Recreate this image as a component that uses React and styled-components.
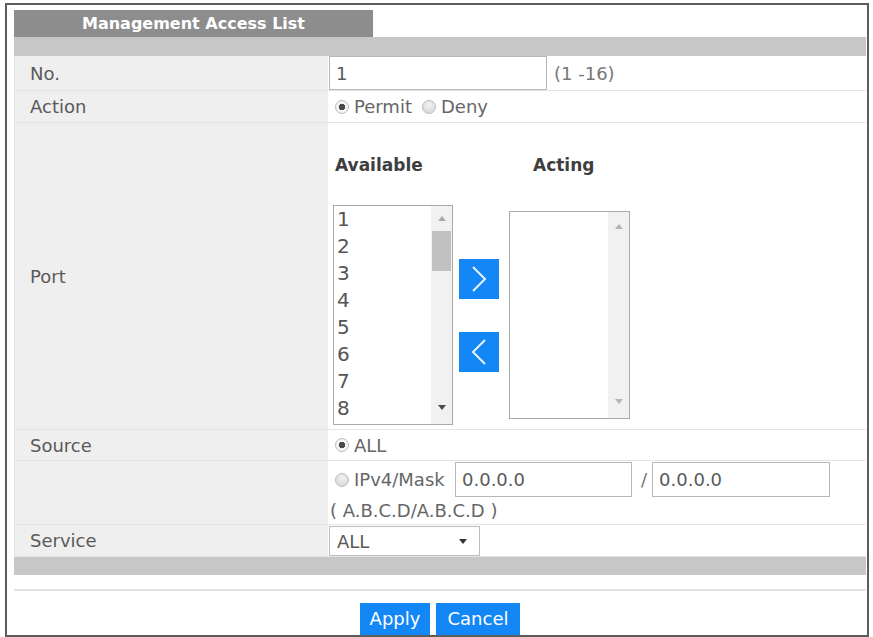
import React from 'react';
import styled, { createGlobalStyle } from 'styled-components';

const Global = createGlobalStyle`
  body {
    margin: 0;
    background: #fff;
    font-family: "DejaVu Sans", "Liberation Sans", sans-serif;
  }
`;

const Frame = styled.div`
  box-sizing: border-box;
  width: 864px;
  height: 634px;
  margin: 3px 0 0 5px;
  border: 2px solid #5c5c5c;
  padding: 5px 1px 0 7px;
  overflow: hidden;
  background: #fff;
`;

const Tab = styled.div`
  width: 359px;
  height: 27px;
  background: #8d8d8d;
  color: #fff;
  font-weight: bold;
  font-size: 16px;
  display: flex;
  align-items: center;
  justify-content: center;
`;

const Bar = styled.div`
  height: ${p => p.h}px;
  background: #c7c7c7;
`;

const Row = styled.div`
  box-sizing: border-box;
  display: grid;
  grid-template-columns: 314px 1fr;
  height: ${p => p.h}px;
  border-bottom: 1px solid #e4e4e4;
`;

const Label = styled.div`
  background: #efefef;
  border-left: 1px solid #e2e2e2;
  padding-left: 15px;
  display: flex;
  align-items: center;
  color: #5a5a5a;
  font-size: 18px;
`;

const Value = styled.div`
  display: flex;
  flex-direction: ${p => (p.column ? 'column' : 'row')};
  align-items: ${p => (p.column ? 'flex-start' : 'center')};
  padding-left: ${p => p.pad ?? 7}px;
  color: #666;
  font-size: 18px;
`;

const TextBox = styled.input`
  box-sizing: border-box;
  width: ${p => p.w}px;
  height: ${p => p.h || 34}px;
  border: 1px solid #b8b8b8;
  padding: 0 0 0 6px;
  margin: ${p => p.m || 0};
  font: inherit;
  font-size: 18px;
  color: #5a5a5a;
  background: #fff;
  outline: none;
`;

const Hint = styled.span`
  margin-left: 7px;
  color: #777;
`;

const Radio = styled.span`
  box-sizing: border-box;
  width: 14px;
  height: 14px;
  border-radius: 50%;
  border: 1px solid #bdbdbd;
  background: ${p =>
    p.on
      ? 'radial-gradient(circle, #4a4a4a 0 3px, #f4f4f4 3.5px)'
      : 'radial-gradient(circle at 50% 35%, #f2f2f2, #d2d2d2)'};
  margin: 0 5px 0 ${p => p.ml || 0}px;
  flex: none;
`;

const Choice = styled.span`
  color: #666;
`;

const PortGrid = styled.div`
  display: grid;
  grid-template-columns: 120px 56px 121px;
  grid-template-rows: 21px 220px;
  row-gap: 29px;
  padding: 32px 0 0 5px;
`;

const Head = styled.div`
  font-size: 17px;
  font-weight: bold;
  color: #3e3e3e;
  padding-left: ${p => p.pl}px;
  line-height: 21px;
`;

const ListBox = styled.div`
  box-sizing: border-box;
  height: ${p => p.h}px;
  align-self: center;
  border: 1px solid #ababab;
  display: flex;
  background: #fff;
`;

const Items = styled.div`
  flex: 1;
  padding-left: 3px;
  font-size: 20px;
  line-height: 27px;
  color: #555;
`;

const Track = styled.div`
  width: 21px;
  background: #f1f1f1;
  display: flex;
  flex-direction: column;
  align-items: center;
`;

const ArrowSlot = styled.div`
  height: ${p => p.h}px;
  display: flex;
  align-items: center;
  justify-content: center;
  flex: none;
`;

const Tri = styled.span`
  width: 0;
  height: 0;
  border-left: 4px solid transparent;
  border-right: 4px solid transparent;
  ${p => (p.down ? 'border-top' : 'border-bottom')}: 5px solid ${p => p.c};
`;

const Thumb = styled.div`
  width: 19px;
  height: 40px;
  background: #c1c1c1;
  flex: none;
`;

const Spacer = styled.div`
  flex: 1;
`;

const Movers = styled.div`
  display: flex;
  flex-direction: column;
  align-items: flex-start;
  justify-content: center;
  gap: 33px;
  padding-left: 6px;
`;

const MoveBtn = styled.div`
  width: 40px;
  height: 40px;
  background: #1387f6;
  display: flex;
  align-items: center;
  justify-content: center;
`;

const MaskText = styled.span`
  width: 100px;
  flex: none;
`;

const Slash = styled.span`
  margin: 0 5px 0 9px;
  color: #777;
`;

const Line = styled.div`
  display: flex;
  align-items: center;
  height: ${p => p.h}px;
  margin-top: ${p => p.mt || 0}px;
`;

const Select = styled.div`
  box-sizing: border-box;
  width: 151px;
  height: 30px;
  margin-top: 1px;
  border: 1px solid #bdbdbd;
  display: flex;
  align-items: center;
  justify-content: space-between;
  padding: 0 12px 0 7px;
  color: #5a5a5a;
  background: #fff;
`;

const Footer = styled.div`
  margin-top: 14px;
  border-top: 2px solid #e2e2e2;
  padding-top: 12px;
  display: flex;
  justify-content: center;
  gap: 6px;
`;

const FootBtn = styled.div`
  width: ${p => p.w}px;
  height: 40px;
  background: #1387f6;
  color: #fff;
  font-size: 18px;
  line-height: 31px;
  text-align: center;
`;

function Chevron({ left }) {
  return (
    <svg width="40" height="40" viewBox="0 0 40 40">
      <polyline
        points={left ? '26,8 14,20 26,32' : '14,8 26,20 14,32'}
        fill="none"
        stroke="#e8f2ff"
        strokeWidth="2"
      />
    </svg>
  );
}

function Scroll({ thumb, top, bottom, upColor, downColor }) {
  return (
    <Track>
      <ArrowSlot h={top}>
        <Tri c={upColor} />
      </ArrowSlot>
      {thumb && <Thumb />}
      <Spacer />
      <ArrowSlot h={bottom}>
        <Tri down c={downColor} />
      </ArrowSlot>
    </Track>
  );
}

export default function App() {
  const ports = [1, 2, 3, 4, 5, 6, 7, 8];
  return (
    <>
      <Global />
      <Frame>
        <Tab>Management Access List</Tab>
        <Bar h={19} />

        <Row h={35}>
          <Label>No.</Label>
          <Value pad={1}>
            <TextBox w={218} defaultValue="1" />
            <Hint>(1 -16)</Hint>
          </Value>
        </Row>

        <Row h={32}>
          <Label>Action</Label>
          <Value>
            <Radio on />
            <Choice>Permit</Choice>
            <Radio ml={10} />
            <Choice>Deny</Choice>
          </Value>
        </Row>

        <Row h={307}>
          <Label>Port</Label>
          <PortGrid>
            <Head pl={2}>Available</Head>
            <div />
            <Head pl={24}>Acting</Head>
            <ListBox h={220}>
              <Items>
                {ports.map(n => (
                  <div key={n}>{n}</div>
                ))}
              </Items>
              <Scroll thumb top={25} bottom={34} upColor="#a8a8a8" downColor="#4a4a4a" />
            </ListBox>
            <Movers>
              <MoveBtn>
                <Chevron />
              </MoveBtn>
              <MoveBtn>
                <Chevron left />
              </MoveBtn>
            </Movers>
            <ListBox h={208}>
              <Items />
              <Scroll top={28} bottom={34} upColor="#b4b4b4" downColor="#b4b4b4" />
            </ListBox>
          </PortGrid>
        </Row>

        <Row h={31}>
          <Label>Source</Label>
          <Value>
            <Radio on />
            <Choice>ALL</Choice>
          </Value>
        </Row>

        <Row h={64}>
          <Label />
          <Value column pad={2}>
            <Line h={35} mt={1}>
              <Radio ml={5} />
              <MaskText>IPv4/Mask</MaskText>
              <TextBox w={177} h={35} m="0 0 0 1px" defaultValue="0.0.0.0" />
              <Slash>/</Slash>
              <TextBox w={178} h={35} defaultValue="0.0.0.0" />
            </Line>
            <Line h={27}>( A.B.C.D/A.B.C.D )</Line>
          </Value>
        </Row>

        <Row h={32}>
          <Label>Service</Label>
          <Value pad={1}>
            <Select>
              <span>ALL</span>
              <Tri down c="#333" />
            </Select>
          </Value>
        </Row>

        <Bar h={18} />

        <Footer>
          <FootBtn w={70}>Apply</FootBtn>
          <FootBtn w={84}>Cancel</FootBtn>
        </Footer>
      </Frame>
    </>
  );
}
──────
BRIEF: Of the lines above, how many hold the string "components"? Answer with only the number.

OUTPUT OF THE TASK: 2